Al igual que el Beato Pío IX en el caso de la definición de la Inmaculada Concepción, Pío XII recurrió a los testimonios bíblicos existentes y ya recogidos por la Tradición católica y por los teólogos para probar la Asunción en cuerpo y alma de María a los Cielos. En efecto, en Munificentissimus Deus recuerda que entre los escolásticos no faltaron los que demostraron su confirmación en la Sagrada Escritura, como ciertamente sucede. Antes, ya algunos Santos Padres y otros seguidores suyos habían buscado igualmente en ella los argumentos favorables.
Concretamente, en el Antiguo Testamento, una mención que puede y debe considerarse como expresión implícita de la Asunción es la victoria de la “mujer” sobre Satanás y el pecado, que se halla en el “Protoevangelio”. Pero también algunos autores antiguos vieron un signo en el Arca de la Alianza, hecha de madera incorruptible, y en la Reina Esposa del Cantar de los Cantares que, para ser coronada, “sube por el desierto como una columna de humo de los aromas de mirra y de incienso”.
En cuanto al Nuevo Testamento, la Tradición y los teólogos han comprendido con cierta frecuencia que el privilegio está contenido en el gratia plena del saludo del Ángel a María y en el benedicta tu con que la reconocieron él mismo y su prima Santa Isabel. En general, las razones y consideraciones de los Santos Padres y de los teólogos en favor de la Asunción tienen como último fundamento la Sagrada Escritura, que en el Evangelio muestra la estrecha unión existente entre la Madre de Dios y su Hijo, siempre partícipe Ella de su suerte. En fin, también es fácil verla en la figura de la “Mujer” del Apocalipsis, aquella Señora vestida de sol que el apóstol y evangelista San Juan contempló en sus visiones en la isla de Patmos.
Fundamentos en la Tradición
En Munificentissimus Deus, Pío XII recuerda los testimonios de la Liturgia, de los Santos Padres y de los doctores católicos en favor de la Asunción de María a los Cielos. Incide en la manera en que varios textos patrísticos muestran cómo sus autores se sirvieron con cierta libertad de diversos textos escriturísticos con el fin de demostrar su fundamento bíblico. Entre los Padres de la Iglesia, Pío XII destaca a San Juan Damasceno y San Germán de Constantinopla, y entre los seguidores de los Padres al Pseudo-Modesto de Jerusalén.
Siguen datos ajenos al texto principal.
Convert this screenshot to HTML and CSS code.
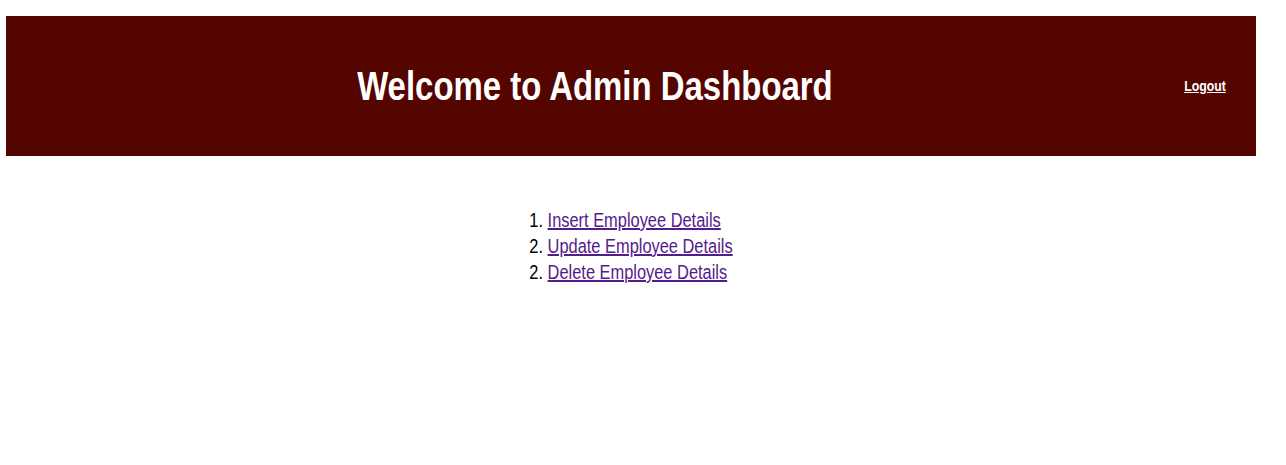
FILE: index.html
```html
<!DOCTYPE html>
<html lang="en">
<head>
<meta charset="utf-8">
<title>Admin Dashboard</title>
<link rel="stylesheet" href="styles.css">
</head>
<body>
<header class="topbar">
  <h1 class="title"><span class="narrow">Welcome to Admin Dashboard</span></h1>
  <a class="logout" href="#">Logout</a>
</header>
<main class="menu">
  <ol class="menu-list">
    <li><a class="menu-link" href="#">Insert Employee Details</a></li>
    <li><a class="menu-link" href="#">Update Employee Details</a></li>
    <li value="2"><a class="menu-link" href="#">Delete Employee Details</a></li>
  </ol>
</main>
</body>
</html>
```
FILE: styles.css
```css
html, body {
  background: #ffffff;
}
body {
  margin: 16px 30px 0 6px;
  font-family: "Liberation Sans Narrow", "Liberation Sans", Arial, sans-serif;
}
.topbar {
  display: flex;
  align-items: center;
  height: 140px;
  background: #540500;
  padding-right: 30px;
}
.title {
  flex: 1;
  margin: 0;
  padding-left: 8px;
  text-align: center;
  color: #ffffff;
  font-size: 40px;
  font-weight: bold;
}
.narrow {
  display: inline-block;
  transform: scaleX(0.823);
  transform-origin: center;
}
.logout {
  display: inline-block;
  margin-bottom: 2px;
  color: #ffffff;
  font-size: 15px;
  font-weight: bold;
  text-decoration: underline;
  transform: scaleX(0.82);
  transform-origin: right center;
}
.menu {
  display: flex;
  justify-content: center;
  padding-top: 51px;
  padding-left: 2px;
}
.menu-list {
  margin: 0;
  padding-left: 19px;
  font-size: 20px;
  line-height: 26px;
  color: #000000;
  transform: scaleX(0.82);
  transform-origin: center top;
}
.menu-link {
  color: #551a8b;
  text-decoration: underline;
}
```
El primero, “testigo eximio de esta tradición”, consideraba la Asunción a la luz de los demás privilegios y lo veía como una necesidad a consecuencia de su Virginidad, de su Maternidad divina y de su unión con Cristo en el Calvario.
Pero también los teólogos y los escritores espirituales de siglos posteriores fueron favorables. Los escolásticos y los oradores sagrados buscaron sus fundamentos en la Sagrada Escritura, y entre los medievales resaltan algunos como el obispo Amadeo de Lausana, San Antonio de Padua, San Alberto Magno, Santo Tomás de Aquino, San Buenaventura y San Bernardino de Siena. Santo Tomás, si bien nunca trató expresamente la cuestión, siguió las pautas de su maestro San Alberto y sostuvo que al Cielo fueron llevados conjuntamente el cuerpo y el alma de María. San Buenaventura veía que era una consecuencia necesaria de su integridad virginal y San Bernardino incidió en el hecho de que María debía estar donde está Cristo. Entre los doctores posteriores, Pío XII destaca a algunos como San Roberto Belarmino, San Francisco de Sales, San Pedro Canisio y Francisco Suárez, quien pensaba que tanto la Inmaculada Concepción como la Asunción podían ser definidas. Además, en el Concilio Vaticano I varios Padres pidieron la definición de este privilegio.
Pío XII considera asimismo los argumentos ofrecidos por la Liturgia, que revelan la fe de la Iglesia y la manera en que era vivida por los fieles. En este sentido, deja ver que el culto litúrgico constituye una prueba de la Asunción, pues desde la Antigüedad cristiana, tanto en Oriente como en Occidente, se ha celebrado solemnemente la fiesta, ya de la Dormición, ya de la Asunción. En ambos casos, se observa una concordancia en las expresiones en los libros litúrgicos, pues se afirma que al cuerpo de la Santísima Virgen, al término de su vida terrenal, le sucedieron cosas correspondientes a su dignidad de Madre de Dios y a los otros privilegios que se le habían concedido.